Baraka’s approach is tremendously effective, but makes one wonder about the origins of many of the images it relays. Where is a certain gorgeous landscape, or a particular piece of fantastic architecture? Who are these people and why are they doing what they are doing? It’s up to the viewer to find out if they want to know more.

Early in Baraka, there is a beautiful scene of virile movement and sound performed by hundreds of men. It fits somewhere between music and noise, a trance-like chorus of voices chanting and reacting in massive choreographed motions. The scene is the kind of material Baraka exists to show people, clearly existing outside the Western world inside a whole different set of traditions and culture.

The chant is called Kecak, a Balinese form of dance and music drama also known as Ramayana Monkey Chant, or simply “monkey dance.” It is a tradition dating back ages, emerging in popularity during the 1930s.

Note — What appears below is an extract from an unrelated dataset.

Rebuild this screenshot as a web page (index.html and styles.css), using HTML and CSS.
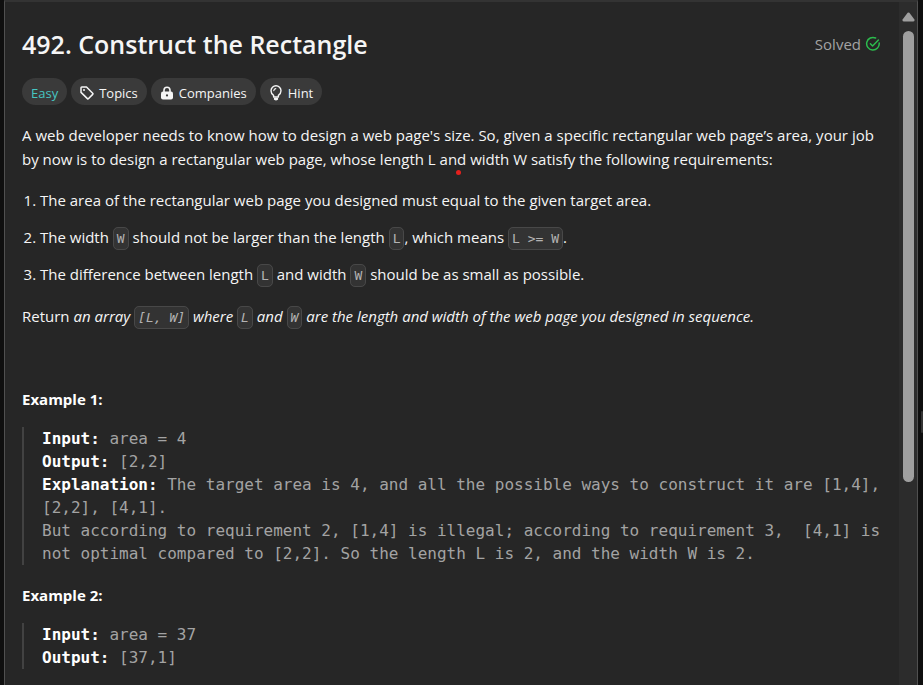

It was as exclusive to men until the mid 2000s, postdating the scene captured in Baraka by many years. Traditionally, at least 150 shirtless men sit in a circle wearing checked cloths. They melodically chant “cak, cak, cak” while moving their hands and arms. What they are doing is depicting a battle scene from the Ramayana, a Sanskrit epic poem considered one of India’s great works of literature along with the Mahabharata. The story says that the monkey-like Vanara helped Prince Rama fight the evil King Ravana.

The book Balinese Dance, Drama and Music describes the Kecak as “one of Bali’s best-known performing art forms, integrates complex multi-layers of rhythmic vocal chant, dance and drama. Known to the western world as the monkey dance, kecak was developed in the 1930s … [It] is often described as a form of gamelan suara (voice orchestra) and is named for the onomatopoeic sound cak or cek chanted throughout the performance.”

The art expresses balance and harmony, and is designed to please the ancestral spirits of the land. The kecak thus becomes an expression of culture as well as an act of worship. Performers seek taksu, or spiritual charisma, the pinnacle of energy which every Balinese performer desires.